*PROVIDED MATERIAL*.
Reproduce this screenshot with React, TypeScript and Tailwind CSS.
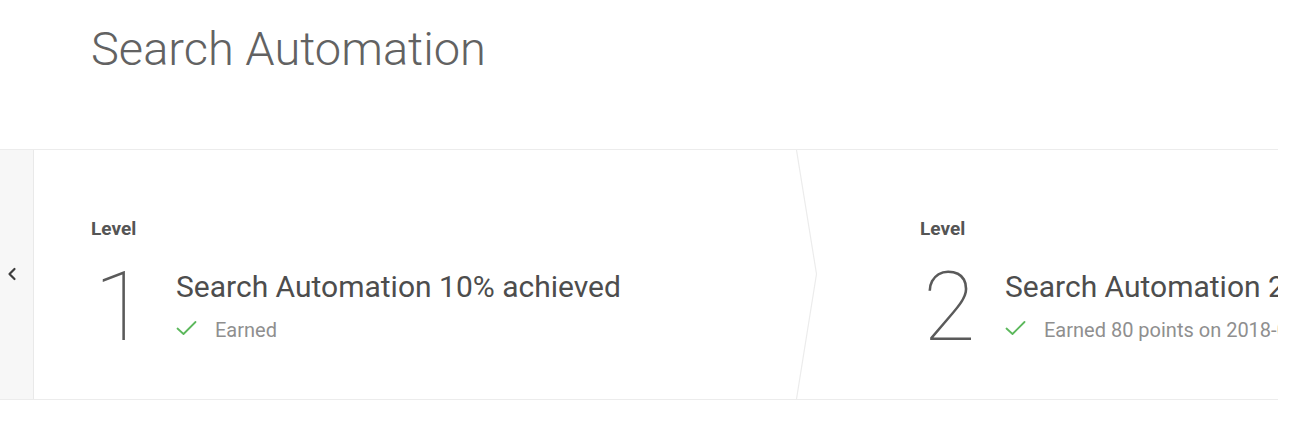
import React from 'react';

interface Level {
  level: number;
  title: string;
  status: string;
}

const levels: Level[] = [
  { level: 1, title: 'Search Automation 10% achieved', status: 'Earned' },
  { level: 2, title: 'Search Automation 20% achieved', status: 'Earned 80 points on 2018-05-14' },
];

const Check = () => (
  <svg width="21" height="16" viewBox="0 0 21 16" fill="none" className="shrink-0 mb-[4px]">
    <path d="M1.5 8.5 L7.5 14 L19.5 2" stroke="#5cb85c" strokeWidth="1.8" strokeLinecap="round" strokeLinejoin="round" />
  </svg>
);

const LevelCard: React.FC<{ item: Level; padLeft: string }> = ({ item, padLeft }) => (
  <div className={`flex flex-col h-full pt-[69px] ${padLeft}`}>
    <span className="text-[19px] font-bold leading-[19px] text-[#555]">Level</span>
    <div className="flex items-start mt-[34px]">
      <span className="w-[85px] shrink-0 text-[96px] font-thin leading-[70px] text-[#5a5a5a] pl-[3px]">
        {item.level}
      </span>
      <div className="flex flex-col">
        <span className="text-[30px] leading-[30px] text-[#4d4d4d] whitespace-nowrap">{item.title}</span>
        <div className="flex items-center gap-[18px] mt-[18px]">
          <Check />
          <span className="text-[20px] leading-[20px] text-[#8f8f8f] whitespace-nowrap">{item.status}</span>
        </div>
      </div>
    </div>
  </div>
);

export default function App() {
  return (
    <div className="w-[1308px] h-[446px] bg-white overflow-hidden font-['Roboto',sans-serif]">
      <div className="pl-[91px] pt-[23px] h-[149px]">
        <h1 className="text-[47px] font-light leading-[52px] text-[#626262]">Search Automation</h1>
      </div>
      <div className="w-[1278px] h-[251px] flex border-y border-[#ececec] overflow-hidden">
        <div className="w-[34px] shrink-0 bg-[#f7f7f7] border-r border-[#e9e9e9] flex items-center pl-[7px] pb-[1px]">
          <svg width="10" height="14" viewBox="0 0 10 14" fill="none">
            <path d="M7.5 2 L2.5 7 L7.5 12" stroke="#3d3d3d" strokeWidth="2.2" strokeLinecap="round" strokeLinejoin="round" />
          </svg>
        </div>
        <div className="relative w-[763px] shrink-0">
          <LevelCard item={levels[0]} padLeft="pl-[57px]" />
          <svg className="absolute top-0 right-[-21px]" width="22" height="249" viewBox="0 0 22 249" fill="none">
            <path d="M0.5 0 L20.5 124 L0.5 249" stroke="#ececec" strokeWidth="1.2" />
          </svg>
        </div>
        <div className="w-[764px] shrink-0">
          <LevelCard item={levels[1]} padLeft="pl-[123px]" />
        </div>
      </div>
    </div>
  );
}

*YOUR GOAL*. Transcribe each line above verbatim, with the pictures left out.

*REPLY TO THE TASK*.
Reproduce this screenshot with React, TypeScript and Tailwind CSS.
import React from 'react';

interface Level {
  level: number;
  title: string;
  status: string;
}

const levels: Level[] = [
  { level: 1, title: 'Search Automation 10% achieved', status: 'Earned' },
  { level: 2, title: 'Search Automation 20% achieved', status: 'Earned 80 points on 2018-05-14' },
];

const Check = () => (
  <svg width="21" height="16" viewBox="0 0 21 16" fill="none" className="shrink-0 mb-[4px]">
    <path d="M1.5 8.5 L7.5 14 L19.5 2" stroke="#5cb85c" strokeWidth="1.8" strokeLinecap="round" strokeLinejoin="round" />
  </svg>
);

const LevelCard: React.FC<{ item: Level; padLeft: string }> = ({ item, padLeft }) => (
  <div className={`flex flex-col h-full pt-[69px] ${padLeft}`}>
    <span className="text-[19px] font-bold leading-[19px] text-[#555]">Level</span>
    <div className="flex items-start mt-[34px]">
      <span className="w-[85px] shrink-0 text-[96px] font-thin leading-[70px] text-[#5a5a5a] pl-[3px]">
        {item.level}
      </span>
      <div className="flex flex-col">
        <span className="text-[30px] leading-[30px] text-[#4d4d4d] whitespace-nowrap">{item.title}</span>
        <div className="flex items-center gap-[18px] mt-[18px]">
          <Check />
          <span className="text-[20px] leading-[20px] text-[#8f8f8f] whitespace-nowrap">{item.status}</span>
        </div>
      </div>
    </div>
  </div>
);

export default function App() {
  return (
    <div className="w-[1308px] h-[446px] bg-white overflow-hidden font-['Roboto',sans-serif]">
      <div className="pl-[91px] pt-[23px] h-[149px]">
        <h1 className="text-[47px] font-light leading-[52px] text-[#626262]">Search Automation</h1>
      </div>
      <div className="w-[1278px] h-[251px] flex border-y border-[#ececec] overflow-hidden">
        <div className="w-[34px] shrink-0 bg-[#f7f7f7] border-r border-[#e9e9e9] flex items-center pl-[7px] pb-[1px]">
          <svg width="10" height="14" viewBox="0 0 10 14" fill="none">
            <path d="M7.5 2 L2.5 7 L7.5 12" stroke="#3d3d3d" strokeWidth="2.2" strokeLinecap="round" strokeLinejoin="round" />
          </svg>
        </div>
        <div className="relative w-[763px] shrink-0">
          <LevelCard item={levels[0]} padLeft="pl-[57px]" />
          <svg className="absolute top-0 right-[-21px]" width="22" height="249" viewBox="0 0 22 249" fill="none">
            <path d="M0.5 0 L20.5 124 L0.5 249" stroke="#ececec" strokeWidth="1.2" />
          </svg>
        </div>
        <div className="w-[764px] shrink-0">
          <LevelCard item={levels[1]} padLeft="pl-[123px]" />
        </div>
      </div>
    </div>
  );
}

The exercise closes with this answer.